Follow our editors through Lebanon, Hong Kong, and France as they bring a selection of literary news of the week.

From the town nestled in the peaks of Lebanon, to the recent surge in Hong Kong streets, to the crystal waters of the Occitanie coast, our three literary destinations of the week bring forth an array of Lebanese love stories, reimaginings of home, and the rich culture of Mediterranean poetry. In the words of the great Sufi poet Yunus Emre, “If I told you about a land of love, friend, would you follow me and come?”
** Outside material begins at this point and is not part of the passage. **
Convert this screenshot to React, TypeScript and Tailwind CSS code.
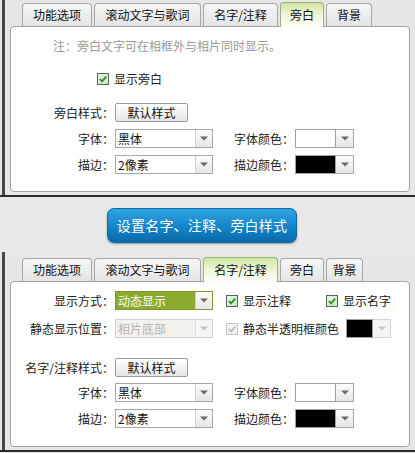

Ruba Abughaida, Editor-at-Large, reporting for Lebanon

The mountain town of Bsharri in Lebanon should see an increase in tourism following the Lebanese debut of a musical adapted from Gibran Khalil Gibran’s Broken Wings, published in 1912. Born in Bsharri in 1883, Gibran’s book The Prophet, published in the United States in 1923, is still one of the best-selling books of all time after ninety-six years and 189 consecutive print runs. Showing at Beit El Din Palace, a nineteenth century palace which hosts the annual Beiteddine festival, the musical tells of a tragic love story which takes place during the turn of the century in Beirut.

Closer to sea level, an evening of poetry in Beirut celebrated Lebanese poet Hasan Abdulla.  Born in Southern Lebanon, Abdulla was inspired by its natural beauty, and infused his poetry with observations of nature. His work, spanning over forty years, has been translated into English, French, German, Spanish, and Russian.